Ia jogar (e ganhar) o Mundial com a África do Sul, mas reformou-se devido a concussões: queria “ser capaz de se lembrar do próprio nome”

Editor
Steve Thompson já se esqueceu do nome da mulher e dos quatro filhos mais do que uma vez, noutras deixou o carro ligado durante horas. Em casa, tem numa caixa as fotografias, a condecoração como cavaleiro da ordem britânica e medalha de vencedor do Mundial de 2003, com a Inglaterra; se a memória não as vê, guarda-as também longe da vista. Alix Popham jogou em dois Campeonatos do Mundo com o País de Gales e sabe que um dia privou com Nelson Mandela: tem uma fotografia do momento, mas não se recorda de o ter vivido, nem de quase todos os 33 jogos que fez pela sua seleção. Ambos retirados do râguebi, relatam episódios de irritação súbita, de raiva vinda não sabem bem de onde em ocasiões triviais do quotidiano.
Os dois sofrem de demência, provavelmente também encefalopatia traumática crónica, uma condição neurodegenerativa causada por repetidas pancadas na cabeça que apenas pode ser confirmada post mortem. “Não quero que os meus filhos desistam das suas vidas para cuidarem de mim”, lamentou Thompson à “BBC”. Outrora confessou já ter lidado com pensamentos suicidas. “Comecei a falar com tipos com quem joguei, do meu círculo, e mais de 50% também tem problemas. Muitos foram ao psiquiatra, que lhes diagnosticou uma depressão e lhes receitou comprimidos”, contou Popham, ao “The Guardian”. A memória de cada um do que fizeram no râguebi cinge-se a uma coleção do que lhes contam.
Eles fazem parte de um grupo de 185 antigos jogadores com um processo judicial em curso contra a World Rugby e as federações inglesa e galesa, acusando-as de negligência na proteção de quem joga contra o perigo de concussões, causadas por pancadas dadas na cabeça. O râguebi, desde sempre, é um terreno fértil para que acontecem. Pat Lambie levou muitas e várias provocaram-lhe traumatismos cranianos, em sucessão, quando era um destacado jogador dos springboks, a seleção da África do Sul que se aprontava a ir ao Mundial de 2019. Às tantas, os médicos não lhe “conseguia dizer quais seriam as consequências se sofresse outra pancada na cabeça” e “atiraram a bola” para o seu lado. A decisão que tomou, contou à Tribuna Expresso, foi mais redonda do que oval.

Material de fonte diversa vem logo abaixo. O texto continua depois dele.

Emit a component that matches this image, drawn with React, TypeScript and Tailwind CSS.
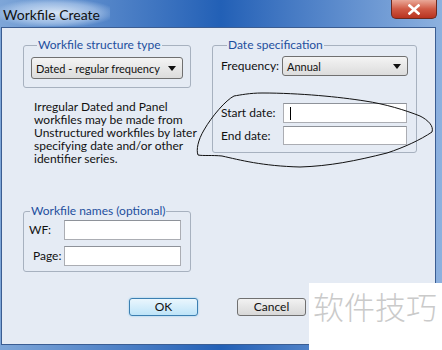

Então com 28 anos, a caminho de ser convocado para um torneio que o seu país conquistaria, retirou-se do râguebi por querer “lembrar-se do seu nome” e “conversar com a família” no futuro. Com repetidas concussões sofridas, Pat Lambie parou. Jogara em dois Mundiais (2011 e 2015) e tinha 56 partidas pelos springboks. Em junho, quando em Portugal com as South Africa Rugby Legends, nem se equipou para jogar amigavelmente contra lendas do râguebi português. Por mais cauteloso que seja e prudente que fossem os adversários, resume o râguebi como “um desporto de contacto, é brutal e é impossível torná-lo completamente seguro”. E Pat Lambie é, provavelmente, o nome mais mediático e o caso do jogador de maior perfil que cedeu (a tempo) ao amolgamento que a modalidade provoca no corpo humano.